Downloading a ringtone from iTunes costs $1.29, the same price it charges for the entire song from which the ringtone is excerpted. How much sense does that make? Some ringtones are actually more expensive than the full MP3. Go figure. 

Netflix, Hulu, iTunes, and other streaming content providers will happily sell you a full season of your favorite TV show, or the entire series. But it’s often cheaper to buy the DVD box set of the same show. Plus, you can keep the DVD forever, unlike with Netflix, et al., which can – and does – cancel and remove the content you paid for. Why is the physical medium of DVD cheaper than the ephemeral streaming rights? 

Movie theaters are a perfect example of so-called “decoy pricing.” They’ll offer three sizes of popcorn priced at, let’s say, $3.50, $4.25, and $4.75. The giant size is only 50 cents more than the medium, so most people opt for the big bucket o’ popcorn. Which is exactly the idea. The medium-sized option is deliberately made to look unattractive, thus gently coercing buyers to upgrade to the big one. It seems like a good deal in comparison. And it is, but only because the medium size is such a bad deal. 

Car dealers, carpet stores, and electronics retailers all do the same thing. Pick two similar items and price them to favor the more profitable option. Or to make it more profitable, even if it wasn’t before. Or to move out surplus inventory. Whatever your motive, you can steer customers toward the “right” decision with sneaky pricing. 

Restaurants place their most profitable items in the upper-right corner of the menu because that’s where people tend to look. When there’s a vertical list of menu items, most people choose the third or fourth item down, so that’s prime real estate, too. And, most menus have lots of decoy items that make the choices nearby seem like a better value. 

Then there’s the “endowment effect.” Most of us wouldn’t buy a $100 bottle of wine, but if we receive one as a gift, we won’t give it up. More broadly, we always want to sell an item for more than we paid for it. In other words, there’s hysteresis between our buying impulse and our selling impulse. 

This isn’t just the “buy low, sell high” strategy at work; it’s an irrational attachment to fungible goods. Logically, we’d sell the wine and pocket the $100. In practice, we get attached to it and are loath to let it go, regardless of its real value. Amateur stock traders succumb to this more often than the pros, who aren’t sentimental about their shares. In one study, people with NCAA Final Four basketball tickets weren’t willing to sell them unless they got 14 times the price they’d paid. That’s attachment. 

All of this is by way of illustrating that prices, and our reactions to them, aren’t logical or rational. We can’t simply price our products by adding up the cost of its components, amortizing the R&D, layering on a bit of overhead for the rent, phones, and salaries, and calling it a day. That’s way too logical. 

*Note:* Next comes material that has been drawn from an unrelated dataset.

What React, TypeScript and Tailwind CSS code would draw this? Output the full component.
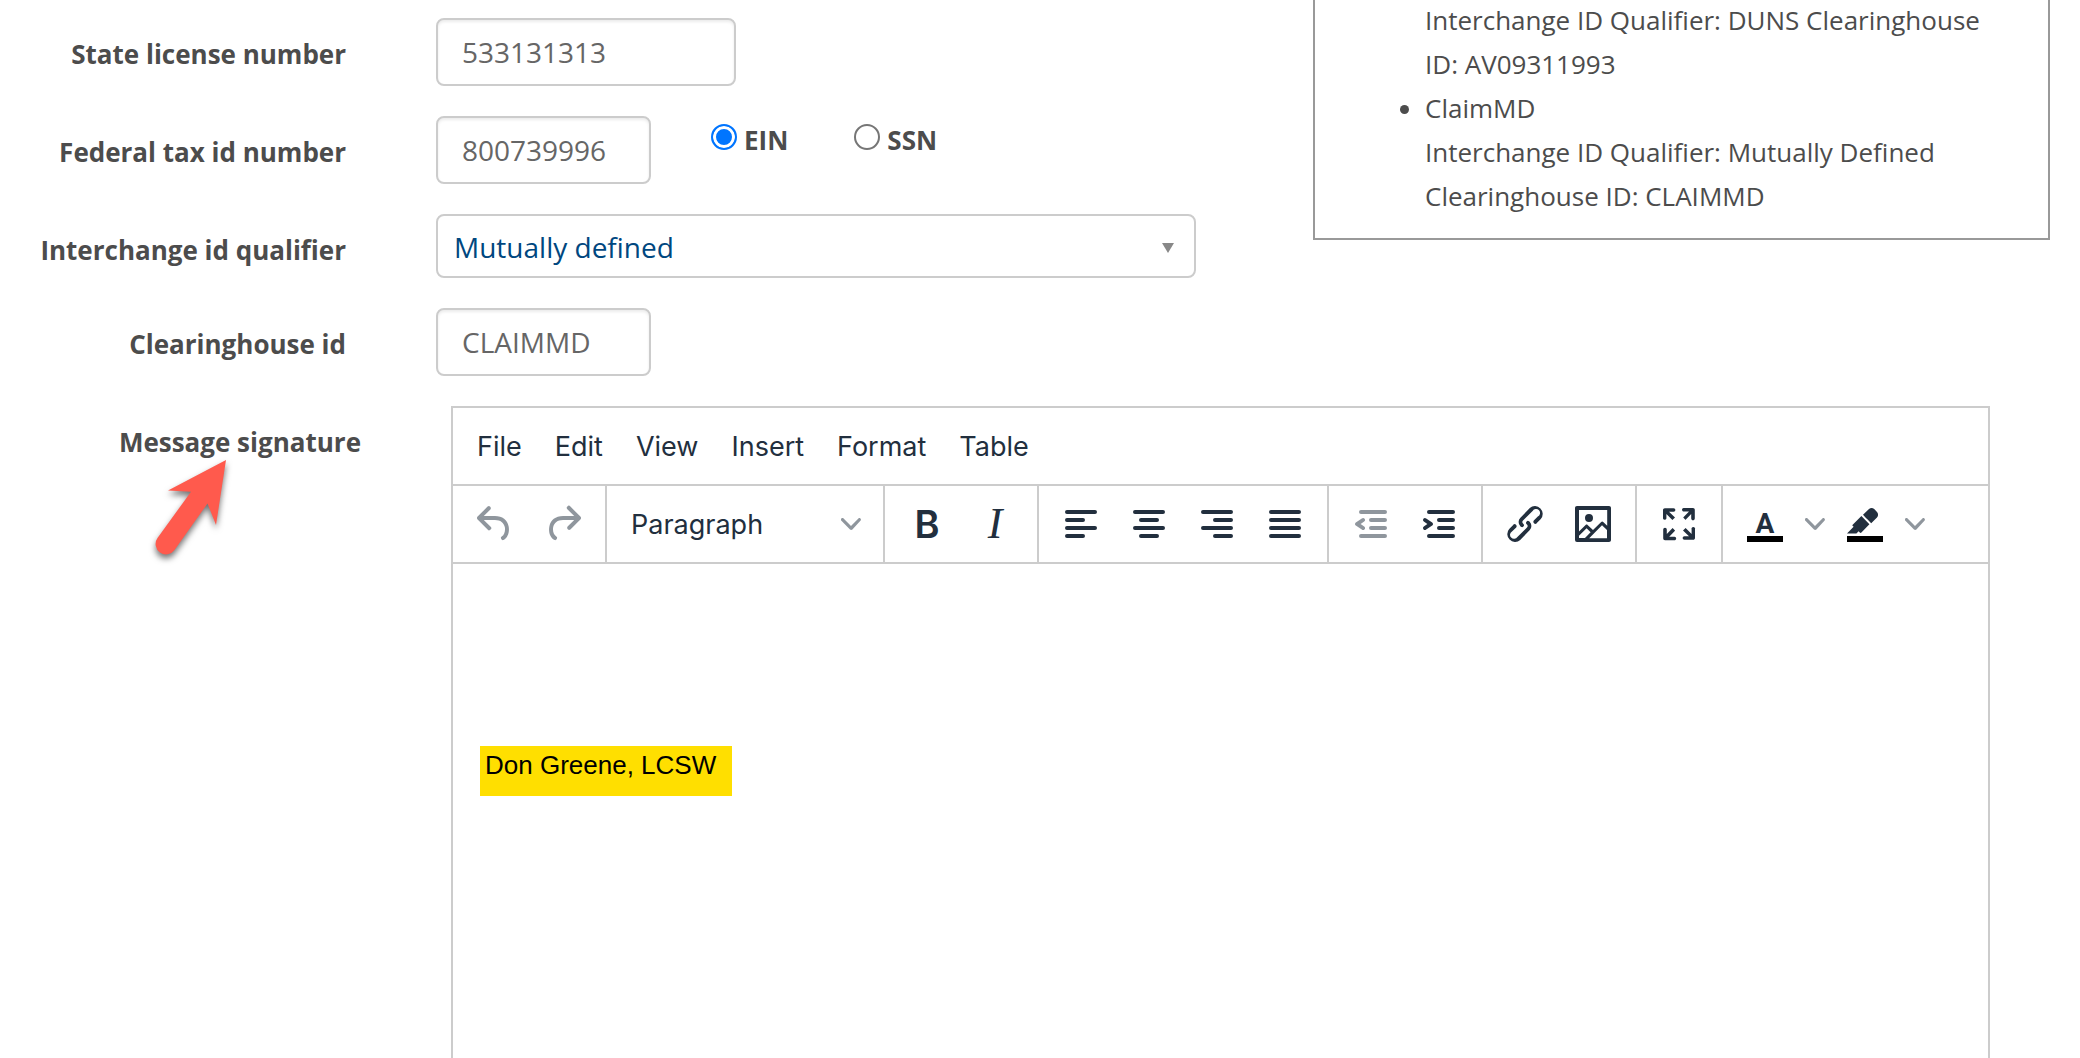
import { useState } from "react";
import type { ReactNode } from "react";

const MENUS = ["File", "Edit", "View", "Insert", "Format", "Table"];

const ICONS = {
  undo: "M6.4 8H12c3.7 0 6.2 2 6.8 5.1.6 2.7-.4 5.6-2.3 6.8a1 1 0 01-1-1.8c1.1-.6 1.8-2.7 1.4-4.6-.5-2.1-2.1-3.5-4.9-3.5H6.4l3.3 3.3a1 1 0 11-1.4 1.4l-5-5a1 1 0 010-1.4l5-5a1 1 0 011.4 1.4L6.4 8z",
  redo: "M17.6 10H12c-2.8 0-4.4 1.4-4.9 3.5-.4 2 .3 4 1.4 4.6a1 1 0 11-1 1.8c-2-1.2-2.9-4.1-2.3-6.8.6-3 3-5.1 6.8-5.1h5.6l-3.3-3.3a1 1 0 111.4-1.4l5 5a1 1 0 010 1.4l-5 5a1 1 0 01-1.4-1.4l3.3-3.3z",
  alignLeft: "M5 5h14a1 1 0 010 2H5a1 1 0 110-2zm0 4h8a1 1 0 010 2H5a1 1 0 110-2zm0 4h14a1 1 0 010 2H5a1 1 0 010-2zm0 4h8a1 1 0 010 2H5a1 1 0 010-2z",
  alignCenter: "M5 5h14a1 1 0 010 2H5a1 1 0 110-2zm3 4h8a1 1 0 010 2H8a1 1 0 110-2zm-3 4h14a1 1 0 010 2H5a1 1 0 010-2zm3 4h8a1 1 0 010 2H8a1 1 0 010-2z",
  alignRight: "M5 5h14a1 1 0 010 2H5a1 1 0 110-2zm6 4h8a1 1 0 010 2h-8a1 1 0 010-2zm-6 4h14a1 1 0 010 2H5a1 1 0 010-2zm6 4h8a1 1 0 010 2h-8a1 1 0 010-2z",
  justify: "M5 5h14a1 1 0 010 2H5a1 1 0 110-2zm0 4h14a1 1 0 010 2H5a1 1 0 110-2zm0 4h14a1 1 0 010 2H5a1 1 0 010-2zm0 4h14a1 1 0 010 2H5a1 1 0 010-2z",
  outdent: "M7 5h12a1 1 0 010 2H7a1 1 0 110-2zm5 4h7a1 1 0 010 2h-7a1 1 0 010-2zm0 4h7a1 1 0 010 2h-7a1 1 0 010-2zm-5 4h12a1 1 0 010 2H7a1 1 0 010-2zm1.6-3.8a1 1 0 01-1.2 1.6l-3-2a1 1 0 010-1.6l3-2a1 1 0 011.2 1.6L6.8 12l1.8 1.2z",
  indent: "M7 5h12a1 1 0 010 2H7a1 1 0 110-2zm5 4h7a1 1 0 010 2h-7a1 1 0 010-2zm0 4h7a1 1 0 010 2h-7a1 1 0 010-2zm-5 4h12a1 1 0 010 2H7a1 1 0 010-2zm-2.6-3.8L6.2 12l-1.8-1.2a1 1 0 011.2-1.6l3 2a1 1 0 010 1.6l-3 2a1 1 0 11-1.2-1.6z",
  link: "M6.2 12.3a1 1 0 011.4 1.4l-2.1 2a2 2 0 102.7 2.8l4.8-4.8a1 1 0 000-1.4 1 1 0 111.4-1.3 2.9 2.9 0 010 4L9.6 20a3.9 3.9 0 01-5.5-5.5l2-2zm11.6-.6a1 1 0 01-1.4-1.4l2-2a2 2 0 10-2.6-2.8L11 10.3a1 1 0 000 1.4A1 1 0 119.6 13a2.9 2.9 0 010-4L14.4 4a3.9 3.9 0 015.5 5.5l-2 2z",
  image: "M5 15.7l3.3-3.2c.3-.3.7-.3 1 0L12 15l4.1-4c.3-.4.8-.4 1 0l2 1.9V5H5v10.7zM5 18V19h3l2.8-2.9-2-2L5 17.9zm14-3l-2.5-2.4-6.4 6.5H19v-4zM4 3h16c.6 0 1 .4 1 1v16c0 .6-.4 1-1 1H4a1 1 0 01-1-1V4c0-.6.4-1 1-1zm6 8a2 2 0 100-4 2 2 0 000 4z",
  fullscreen: "M15.3 10l-1.2-1.3 2.9-3h-2.3a.9.9 0 110-1.7H19c.5 0 .9.4.9.9v4.4a.9.9 0 11-1.8 0V7l-2.9 3zm0 4l3 3v-2.3a.9.9 0 111.7 0V19c0 .5-.4.9-.9.9h-4.4a.9.9 0 110-1.8H17l-3-2.9 1.3-1.2zM10 15.4l-2.9 3h2.3a.9.9 0 110 1.7H5a.9.9 0 01-.9-.9v-4.4a.9.9 0 111.8 0V17l2.9-3 1.2 1.3zM8.7 10L5.7 7v2.3a.9.9 0 01-1.7 0V5c0-.5.4-.9.9-.9h4.4a.9.9 0 010 1.8H7l3 2.9-1.3 1.2z",
  highlight: "M7.7 16.7H3l3.3-3.3-.7-.8L10.2 8l4 4.1-4 4.2c-.2.2-.6.2-.8 0l-.6-.7-1.1 1.1zm5-7.5L11 7.4l3-2.9a2 2 0 012.6 0L18 6c.7.7.7 2 0 2.7l-2.9 2.9-1.8-1.8-.5-.6z",
};

type IconName = keyof typeof ICONS;

function Icon({ name }: { name: IconName }) {
  return (
    <svg viewBox="0 0 24 24" className="h-12 w-12" fill="currentColor" fillRule="evenodd" aria-hidden="true">
      <path d={ICONS[name]} />
    </svg>
  );
}

function Chevron() {
  return (
    <svg viewBox="0 0 10 10" className="h-5 w-5 opacity-50" fill="currentColor" aria-hidden="true">
      <path d="M8.7 2.2c.3-.3.8-.3 1 0 .4.4.4.9 0 1.2L5.7 7.8c-.3.3-.9.3-1.2 0L.2 3.4a.8.8 0 010-1.2c.3-.3.8-.3 1.1 0L5 6l3.7-3.8z" />
    </svg>
  );
}

function ToolButton({ label, disabled, children }: { label: string; disabled?: boolean; children: ReactNode }) {
  return (
    <button
      type="button"
      aria-label={label}
      disabled={disabled}
      className="flex h-[68px] w-[68px] items-center justify-center disabled:opacity-50"
    >
      {children}
    </button>
  );
}

function ToolGroup({ children }: { children: ReactNode }) {
  return <div className="flex items-center border-r-2 border-[#ccc] px-2 last:border-r-0">{children}</div>;
}

// Button with a colour bar under the glyph and its own drop-down arrow
function ColorButton({ label, children }: { label: string; children: ReactNode }) {
  return (
    <div className="flex items-center">
      <ToolButton label={label}>
        <span className="relative flex h-12 w-12 items-center justify-center">
          {children}
          <span className="absolute bottom-1.5 left-1.5 h-1.5 w-9 bg-black" />
        </span>
      </ToolButton>
      <button type="button" aria-label={`${label} menu`} className="flex h-[68px] w-8 items-center justify-center">
        <Chevron />
      </button>
    </div>
  );
}

function Row({ label, htmlFor, children }: { label: string; htmlFor: string; children: ReactNode }) {
  return (
    <div className="flex items-start gap-[90px]">
      <label htmlFor={htmlFor} className="w-[346px] shrink-0 pt-[18px] text-right text-[26px] leading-9 font-bold">
        {label}
      </label>
      <div className="flex min-w-0 flex-1 items-start">{children}</div>
    </div>
  );
}

const inputClass =
  "h-[68px] rounded-lg border-2 border-[#ccc] px-6 text-[28px] text-[#666] shadow-[inset_0_2px_3px_rgba(0,0,0,0.08)] outline-none";

const radioClass =
  "mt-0.5 h-[26px] w-[26px] appearance-none rounded-full border-2 border-[#767676] bg-white checked:border-[#0075ff] checked:bg-[#0075ff] checked:shadow-[inset_0_0_0_3px_white]";

function Editor() {
  return (
    <div className="flex min-w-0 flex-1 flex-col border-2 border-b-0 border-[#ccc] font-[Inter,sans-serif] text-[#222f3e]">
      <div className="flex h-[78px] items-center gap-px border-b-2 border-[#ccc] px-2 pt-0.5" role="menubar">
        {MENUS.map((menu) => (
          <button key={menu} type="button" role="menuitem" className="px-4 text-[27px] leading-9">
            {menu}
          </button>
        ))}
      </div>

      <div className="flex h-[78px] border-b-2 border-[#ccc]" role="toolbar">
        <ToolGroup>
          <ToolButton label="Undo" disabled><Icon name="undo" /></ToolButton>
          <ToolButton label="Redo" disabled><Icon name="redo" /></ToolButton>
        </ToolGroup>
        <ToolGroup>
          <div className="relative">
            <select aria-label="Block format" className="h-[68px] w-[260px] appearance-none pt-0.5 pl-4 text-[27px] outline-none">
              <option>Paragraph</option>
              <option>Heading 1</option>
              <option>Heading 2</option>
            </select>
            <span className="pointer-events-none absolute inset-y-0 right-3.5 flex items-center">
              <Chevron />
            </span>
          </div>
        </ToolGroup>
        <ToolGroup>
          <ToolButton label="Bold"><span className="text-[38px] leading-none font-semibold">B</span></ToolButton>
          <ToolButton label="Italic">
            <span className="font-['Liberation_Serif',serif] text-[44px] leading-none italic">I</span>
          </ToolButton>
        </ToolGroup>
        <ToolGroup>
          <ToolButton label="Align left"><Icon name="alignLeft" /></ToolButton>
          <ToolButton label="Align center"><Icon name="alignCenter" /></ToolButton>
          <ToolButton label="Align right"><Icon name="alignRight" /></ToolButton>
          <ToolButton label="Justify"><Icon name="justify" /></ToolButton>
        </ToolGroup>
        <ToolGroup>
          <ToolButton label="Decrease indent" disabled><Icon name="outdent" /></ToolButton>
          <ToolButton label="Increase indent"><Icon name="indent" /></ToolButton>
        </ToolGroup>
        <ToolGroup>
          <ToolButton label="Link"><Icon name="link" /></ToolButton>
          <ToolButton label="Image"><Icon name="image" /></ToolButton>
        </ToolGroup>
        <ToolGroup>
          <ToolButton label="Fullscreen"><Icon name="fullscreen" /></ToolButton>
        </ToolGroup>
        <ToolGroup>
          <ColorButton label="Text color">
            <span className="font-[Roboto,sans-serif] text-[28px] leading-none font-bold">A</span>
          </ColorButton>
          <ColorButton label="Background color"><Icon name="highlight" /></ColorButton>
        </ToolGroup>
      </div>

      <div
        id="signature"
        role="textbox"
        aria-labelledby="signature-label"
        contentEditable
        suppressContentEditableWarning
        spellCheck={false}
        className="flex-1 px-[27px] pt-[182px] font-['Liberation_Sans',Arial,sans-serif] text-[26px] text-black outline-none"
      >
        <p className="h-[50px] w-[252px] bg-[#ffdf00] px-[5px] leading-[38px]">Don Greene, LCSW</p>
      </div>
    </div>
  );
}

export default function App() {
  const [taxIdType, setTaxIdType] = useState("EIN");

  return (
    <main className="flex h-screen flex-col gap-[30px] overflow-hidden bg-white font-['Open_Sans',sans-serif] text-[#4c4c4c]">
      <div className="flex items-start">
        <form className="flex min-w-0 flex-1 flex-col gap-[30px] pt-[18px] pr-[117px]">
          <Row label="State license number" htmlFor="license">
            <input id="license" defaultValue="533131313" className={`${inputClass} w-[300px]`} />
          </Row>

          <Row label="Federal tax id number" htmlFor="tax-id">
            <input id="tax-id" defaultValue="800739996" className={`${inputClass} w-[215px]`} />
            <div className="ml-[60px] flex gap-[66px] pt-1.5 text-[26px] leading-9 font-bold">
              {["EIN", "SSN"].map((type) => (
                <label key={type} className="flex items-start gap-[7px]">
                  <input
                    type="radio"
                    name="tax-id-type"
                    value={type}
                    checked={taxIdType === type}
                    onChange={() => setTaxIdType(type)}
                    className={radioClass}
                  />
                  {type}
                </label>
              ))}
            </div>
          </Row>

          <Row label="Interchange id qualifier" htmlFor="qualifier">
            <div className="relative flex-1">
              <select
                id="qualifier"
                className="h-16 w-full appearance-none rounded-lg border-2 border-[#ccc] bg-white px-4 pt-0.5 text-[28px] text-[#00477f] outline-none"
              >
                <option>Mutually defined</option>
                <option>DUNS</option>
              </select>
              <svg
                viewBox="0 0 12 10"
                className="pointer-events-none absolute top-[29px] right-[22px] h-2.5 w-3"
                fill="#888"
                aria-hidden="true"
              >
                <path d="M0 0h12L6 10z" />
              </svg>
            </div>
          </Row>

          <Row label="Clearinghouse id" htmlFor="clearinghouse">
            <input id="clearinghouse" defaultValue="CLAIMMD" className={`${inputClass} w-[215px]`} />
          </Row>
        </form>

        <aside className="mr-[30px] w-[737px] border-2 border-t-0 border-[#999] pb-5">
          <ul className="-mt-0.5 list-disc pr-12 pl-[110px] text-[26px] leading-[44px]">
            <li className="list-none">
              Interchange ID Qualifier: DUNS Clearinghouse
              <br />
              ID: AV09311993
            </li>
            <li>
              ClaimMD
              <br />
              Interchange ID Qualifier: Mutually Defined
              <br />
              Clearinghouse ID: CLAIMMD
            </li>
          </ul>
        </aside>
      </div>

      <div className="flex flex-1 gap-[90px] pr-[90px]">
        <div className="relative w-[361px] shrink-0 pt-[18px] text-right text-[26px] leading-9 font-bold">
          <label id="signature-label" htmlFor="signature">Message signature</label>
          {/* Pointer arrow */}
          <svg
            viewBox="0 0 100 120"
            className="absolute top-[50px] left-[140px] h-[120px] w-[100px] drop-shadow-[0_4px_3px_rgba(0,0,0,0.55)]"
            fill="#ff5a4d"
            aria-hidden="true"
          >
            <path d="M86 4 L28 34.5 L51 35.7 L17.5 82 A10 10 0 0 0 34.5 94 L67.500 47.500 L76 69 Z" />
          </svg>
        </div>
        <Editor />
      </div>
    </main>
  );
}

Instead, we need to delve into the black art of behavioral economics (that’s a real thing). Some people are very good at it. The rest of us, not so much. Engineers tend to fall into the latter category. Instead, you want the people who are expert at it working in your marketing department and in sales. They’ll know how to price your products to maximize appeal, increase sales, and boost profit. 

I don’t see anything particularly nefarious in this. Nobody’s cheating or lying, just leveraging our instincts to lure customers. It’s no different than employing a graphic designer to create a nice-looking box for your gadget, or hiring a talented web designer to spruce up your online presence. Making our products appealing is all part of good design. We hire good user-interface experts who understand the subtleties of human interaction. Why not extend your design team’s talent to pricing as well? 

One thought on “Why Engineers Don’t Set Prices”

  1. I’m not that excited about letting Marketing/Sales set prices without some significant oversight. Too often they are chasing some quota bonus that is important for their short term gains, and really bad for the company/industry long term. When they get paid based on sales commissions, and there isn’t critical feed back about long term profitability, everyone else suffers a significant cut in their paycheck, benefits, and stock option growth.

    Need a good example … Uber, Lyft, and a number of other companies that are “buying market share” with significant short and long term losses that everyone else pays for.

    “adding up the cost of its components, amortizing the R&D, layering on a bit of overhead for the rent, phones, and salaries” (AKA burden), and then factoring for 1st and 2nd tier distribution markups IS ALWAYS the sane starting point for pricing. The only exception to that, is when the market has significant shortages in supply, and “what the market will bare” pricing takes over. Similar argument for discounting when a slowdown creates a market glut.

    But, but, but you say? Consider that unless you made some poor purchasing decisions, your competitors are facing the same cost/profit model. If your competitor is doing something better, why aren’t you?

    If your competitor is trying to go bankrupt by under pricing, help them if you wish, but do not follow them into the red.